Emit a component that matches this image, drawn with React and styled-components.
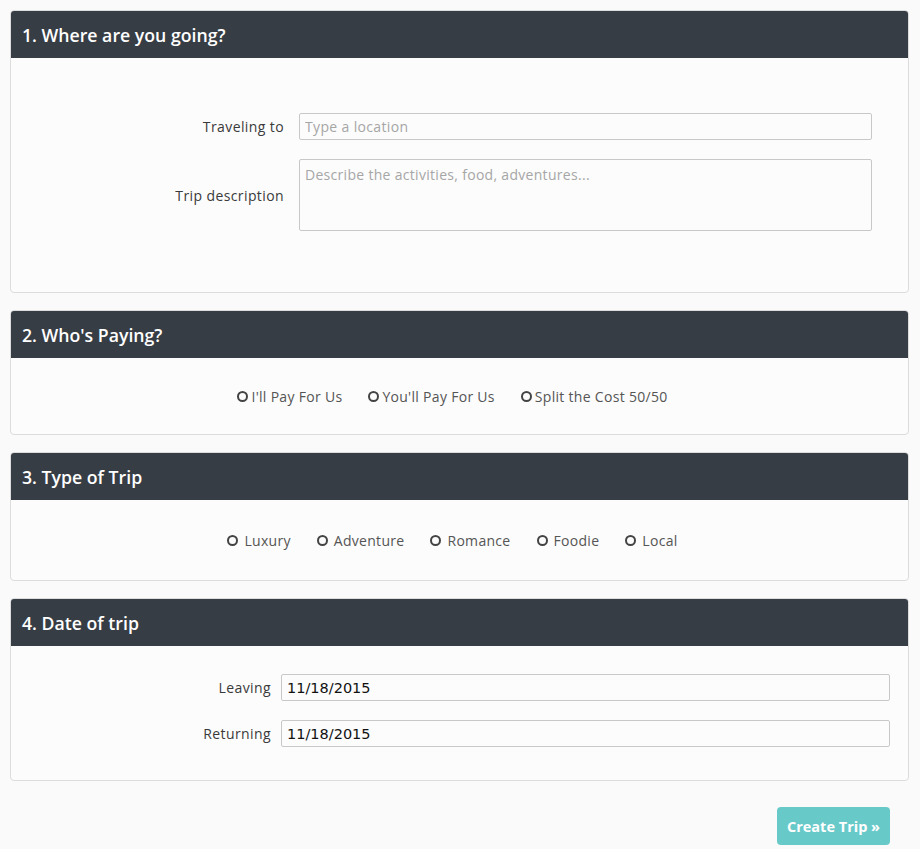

━━━

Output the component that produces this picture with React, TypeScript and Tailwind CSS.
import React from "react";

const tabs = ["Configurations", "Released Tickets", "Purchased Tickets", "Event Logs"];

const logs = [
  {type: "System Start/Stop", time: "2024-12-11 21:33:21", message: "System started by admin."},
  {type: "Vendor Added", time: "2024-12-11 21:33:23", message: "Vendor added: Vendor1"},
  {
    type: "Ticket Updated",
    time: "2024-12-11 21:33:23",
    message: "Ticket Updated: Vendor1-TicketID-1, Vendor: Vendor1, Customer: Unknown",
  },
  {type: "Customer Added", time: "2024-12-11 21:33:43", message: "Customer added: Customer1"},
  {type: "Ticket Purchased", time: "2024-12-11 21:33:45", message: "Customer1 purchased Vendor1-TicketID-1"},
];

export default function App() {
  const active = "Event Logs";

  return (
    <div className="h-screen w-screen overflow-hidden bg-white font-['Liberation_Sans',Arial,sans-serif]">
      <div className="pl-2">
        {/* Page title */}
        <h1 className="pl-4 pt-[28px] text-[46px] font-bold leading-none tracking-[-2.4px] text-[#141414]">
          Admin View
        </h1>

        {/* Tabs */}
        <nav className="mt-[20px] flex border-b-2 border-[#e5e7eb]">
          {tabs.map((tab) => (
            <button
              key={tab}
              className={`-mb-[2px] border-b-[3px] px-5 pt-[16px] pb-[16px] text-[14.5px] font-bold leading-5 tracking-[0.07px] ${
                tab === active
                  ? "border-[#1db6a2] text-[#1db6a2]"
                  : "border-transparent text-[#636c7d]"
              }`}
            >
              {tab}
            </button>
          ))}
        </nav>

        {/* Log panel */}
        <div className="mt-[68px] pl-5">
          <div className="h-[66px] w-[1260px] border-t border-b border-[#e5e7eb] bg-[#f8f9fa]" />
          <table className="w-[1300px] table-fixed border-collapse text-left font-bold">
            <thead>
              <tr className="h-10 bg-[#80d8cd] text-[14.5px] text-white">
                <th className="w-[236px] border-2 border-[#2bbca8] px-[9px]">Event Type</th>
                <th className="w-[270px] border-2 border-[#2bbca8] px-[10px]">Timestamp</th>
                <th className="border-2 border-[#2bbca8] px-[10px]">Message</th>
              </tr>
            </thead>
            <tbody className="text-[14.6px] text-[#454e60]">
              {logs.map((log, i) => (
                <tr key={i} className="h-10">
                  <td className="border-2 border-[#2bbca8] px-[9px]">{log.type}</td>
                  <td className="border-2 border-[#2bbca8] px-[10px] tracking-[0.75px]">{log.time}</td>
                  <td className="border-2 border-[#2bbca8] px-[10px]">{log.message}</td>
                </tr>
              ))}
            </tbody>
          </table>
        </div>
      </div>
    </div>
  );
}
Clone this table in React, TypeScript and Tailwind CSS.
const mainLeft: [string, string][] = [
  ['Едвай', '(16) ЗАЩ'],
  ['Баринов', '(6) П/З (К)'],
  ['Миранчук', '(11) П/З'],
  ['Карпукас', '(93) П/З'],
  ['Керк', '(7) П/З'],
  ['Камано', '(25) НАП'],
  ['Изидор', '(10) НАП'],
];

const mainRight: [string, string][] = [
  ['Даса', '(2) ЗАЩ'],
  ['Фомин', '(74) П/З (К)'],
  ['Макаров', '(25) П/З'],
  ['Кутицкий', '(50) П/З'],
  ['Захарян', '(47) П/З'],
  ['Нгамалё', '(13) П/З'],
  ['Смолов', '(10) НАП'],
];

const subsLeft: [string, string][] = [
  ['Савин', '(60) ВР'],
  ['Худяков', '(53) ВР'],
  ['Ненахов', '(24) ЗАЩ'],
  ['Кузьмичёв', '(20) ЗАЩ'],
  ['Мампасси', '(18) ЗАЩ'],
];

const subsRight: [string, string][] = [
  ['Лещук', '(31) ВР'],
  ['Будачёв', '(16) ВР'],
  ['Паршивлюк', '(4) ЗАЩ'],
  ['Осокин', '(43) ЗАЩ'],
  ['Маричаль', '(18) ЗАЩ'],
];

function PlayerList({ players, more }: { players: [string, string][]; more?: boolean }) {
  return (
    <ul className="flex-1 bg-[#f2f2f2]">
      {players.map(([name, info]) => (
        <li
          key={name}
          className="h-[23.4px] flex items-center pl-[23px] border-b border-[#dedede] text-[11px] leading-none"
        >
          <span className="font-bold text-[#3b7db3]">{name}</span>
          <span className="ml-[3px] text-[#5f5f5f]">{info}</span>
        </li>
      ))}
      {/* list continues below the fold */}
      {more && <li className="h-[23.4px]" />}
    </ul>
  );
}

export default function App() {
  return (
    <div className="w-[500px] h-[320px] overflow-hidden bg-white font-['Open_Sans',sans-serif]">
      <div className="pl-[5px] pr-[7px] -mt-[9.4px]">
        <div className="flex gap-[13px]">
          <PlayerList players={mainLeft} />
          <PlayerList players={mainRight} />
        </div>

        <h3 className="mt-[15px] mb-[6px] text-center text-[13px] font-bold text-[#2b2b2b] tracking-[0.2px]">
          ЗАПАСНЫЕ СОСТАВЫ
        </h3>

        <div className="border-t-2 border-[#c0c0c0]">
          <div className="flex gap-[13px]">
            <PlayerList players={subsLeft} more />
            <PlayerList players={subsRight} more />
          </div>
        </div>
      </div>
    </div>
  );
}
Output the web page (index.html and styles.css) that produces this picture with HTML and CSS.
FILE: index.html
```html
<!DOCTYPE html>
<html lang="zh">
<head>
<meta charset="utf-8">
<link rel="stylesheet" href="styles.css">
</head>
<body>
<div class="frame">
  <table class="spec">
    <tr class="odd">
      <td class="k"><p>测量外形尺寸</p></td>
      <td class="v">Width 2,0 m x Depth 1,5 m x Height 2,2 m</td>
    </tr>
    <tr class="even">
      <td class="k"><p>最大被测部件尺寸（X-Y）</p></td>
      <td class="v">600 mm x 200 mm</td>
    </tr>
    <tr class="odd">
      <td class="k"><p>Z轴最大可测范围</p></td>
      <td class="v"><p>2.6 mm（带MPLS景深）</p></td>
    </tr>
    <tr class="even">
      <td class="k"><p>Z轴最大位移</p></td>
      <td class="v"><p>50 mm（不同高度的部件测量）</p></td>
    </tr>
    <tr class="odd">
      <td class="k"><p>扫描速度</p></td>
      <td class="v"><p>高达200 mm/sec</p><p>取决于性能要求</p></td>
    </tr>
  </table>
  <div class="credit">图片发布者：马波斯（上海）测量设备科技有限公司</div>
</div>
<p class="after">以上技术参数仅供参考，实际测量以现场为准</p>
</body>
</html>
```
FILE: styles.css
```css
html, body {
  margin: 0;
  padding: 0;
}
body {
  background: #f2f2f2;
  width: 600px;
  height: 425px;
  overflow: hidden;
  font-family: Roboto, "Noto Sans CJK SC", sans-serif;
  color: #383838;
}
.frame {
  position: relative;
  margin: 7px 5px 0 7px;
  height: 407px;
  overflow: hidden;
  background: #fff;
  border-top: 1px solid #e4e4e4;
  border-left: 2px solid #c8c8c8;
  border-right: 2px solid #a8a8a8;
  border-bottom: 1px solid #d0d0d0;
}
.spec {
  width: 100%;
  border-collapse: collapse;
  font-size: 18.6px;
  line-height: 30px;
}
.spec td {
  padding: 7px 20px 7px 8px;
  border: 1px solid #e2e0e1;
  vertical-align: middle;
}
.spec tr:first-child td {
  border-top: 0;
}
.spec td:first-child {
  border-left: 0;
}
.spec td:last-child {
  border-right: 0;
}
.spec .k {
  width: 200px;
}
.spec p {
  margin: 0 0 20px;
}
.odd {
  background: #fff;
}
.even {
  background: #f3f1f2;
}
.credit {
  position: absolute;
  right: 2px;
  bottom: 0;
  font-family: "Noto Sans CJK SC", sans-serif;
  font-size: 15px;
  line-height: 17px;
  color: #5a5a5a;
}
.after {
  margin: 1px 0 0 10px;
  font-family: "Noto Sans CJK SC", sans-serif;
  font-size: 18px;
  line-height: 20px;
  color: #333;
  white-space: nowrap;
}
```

━━━

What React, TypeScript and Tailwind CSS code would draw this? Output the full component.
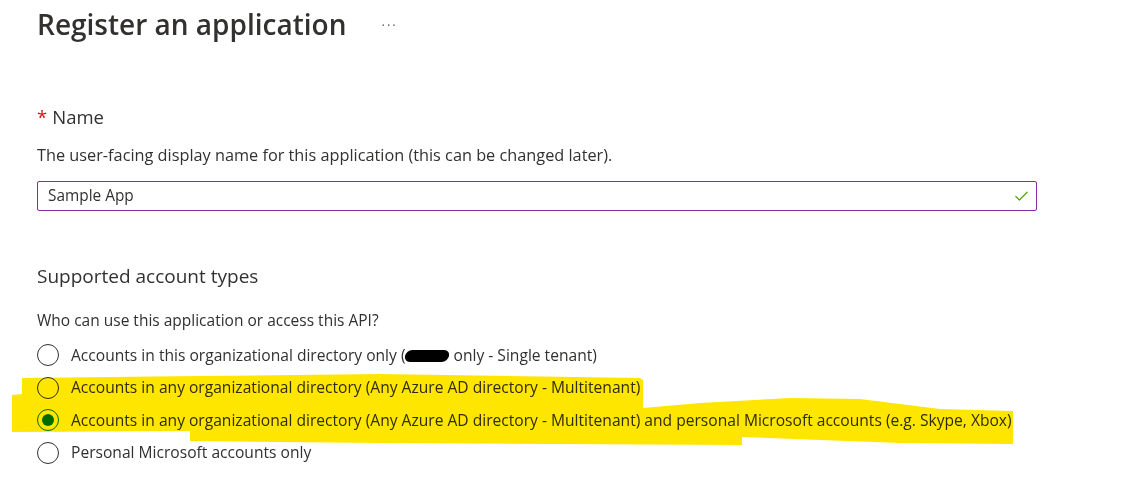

━━━

◆ **What to produce**:
Across the material above, how many lines include the string "this"? Only the number is wanted.

◆ **Final result**:
5